Despite its allegedly not being released for the American market, one spring day in 1999, I remember parking my bicycle outside of Baseball Card Connection in the town square of Effingham, Illinois and walking in to see the newest Magic set: Portal Three Kingdoms. While the Portal sets were known to be ostensibly less powerful—designed for teaching, not competition—something about the flavor of this set grabbed me. Like Arabian Nights, Portal Three Kingdoms is based on real-world sources.

While I knew Arabian Nights’s stories mostly through cartoons like Popeye, Bugs Bunny, and Disney’s Aladdin; the massive historical novel Portal Three Kingdoms is based on, Luo Guanzhong’s Romance of the Three Kingdoms, had inspired video games that I was familiar with. Destiny of an Emperor on the NES and the Dynasty Warriors series on Playstation were stories of historical warfare that centered on the destinies of larger-than-life characters with named mounts and legendary weapons and the potential for heroic feats that would unite the kingdoms and restore peace to the land, everything this D&D nerd could ask for. The allure of the massive Zodiac Dragon in the singles case didn’t hurt, either. An 8/8 that comes back to hand when it dies? 16-year-old me was here for it.

So, with my limited paper route funds, I picked up two of each Kingdom’s respective pre-constructed decks and the starter set, and set about teaching friends to play Magic, getting games between Scholastic Bowl matches in high school hallways and stairwells. Fond memories of these games are what motivated me, two decades later, to start re-collecting Portal Three Kingdoms, and this year I’ve spent time both learning the history and lore of the set, as well as imagining what a contemporary Remastered version of this set might look like. This article is the introduction to a series retelling one of China’s most popular stories through the Magic: the Gathering set Portal Three Kingdoms

A Story Untold

Why bother with a retelling? Quite simply, as far as the Magic set is concerned, there was never much of a telling. While the original page is no longer live, at the time of P3K’s release, Wizards had set about summarizing the 120-chapter novel on their website. Perhaps due to the sheer length of the novel and the ever expanding cast of characters, the summary was never finished. Five entries on the P3K Chronology have linked summaries, leaving nineteen events conspicuously without explanation.

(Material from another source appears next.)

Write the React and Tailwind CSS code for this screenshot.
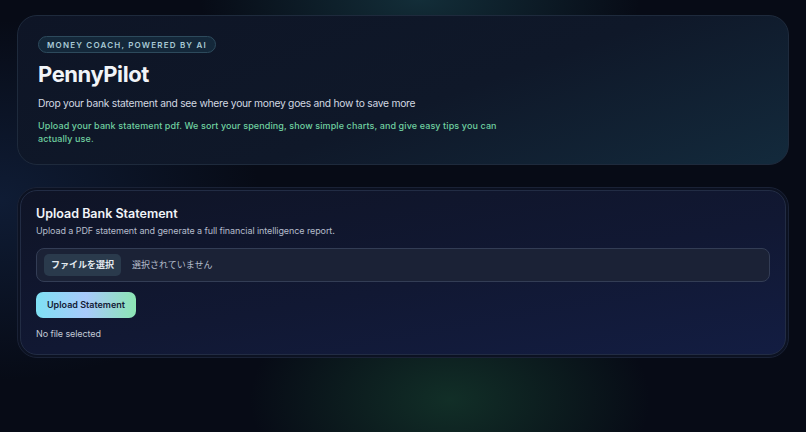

A screenshot of the Portal Three Kingdoms Story Site, available on archive.org

This is understandable; reading the 1000-page novel and summarizing the shifting, Byzantine path of alliances and feuds between over 100 named figures over 100 years of war is a monumental task. Furthermore, the set was designed for the Chinese market in 1999, when the internet was far less ubiquitous—I didn’t have regular internet access until 1999; spending lots of time building a website for the non-target demographic was probably not something Wizards wanted to do when those resources could be better spent promoting Urza’s Destiny and the Sixth Edition rules changes.

While Magic was beginning to tell more involved stories, especially with the Weatherlight Saga, these stories were usually communicated through very short storybooks included in starter decks, or on the cards themselves. Magic novels didn’t really start engaging the plot of the sets themselves until 1998’s The Brothers War, which fleshed out the then four-year-old Antiquities and tied a sequence of novels to the “Urza’s” block. All this to say, though lamentable, it was very understandable and unremarkable for the time that Wizards of the Coast did not tell the story of these cards.

Neither interest in the cards nor in the story they are based upon have abated however. As far as the cards go, Portal Three Kingdoms reprints continue to trickle into “masters” sets, with Rolling Earthquake and Imperial Recruiter showing up in Double Masters. The scarcity of English edition cards from the original 1999 release has nevertheless kept the hard-to-find original printings at premiums worthwhile only to dedicated collectors.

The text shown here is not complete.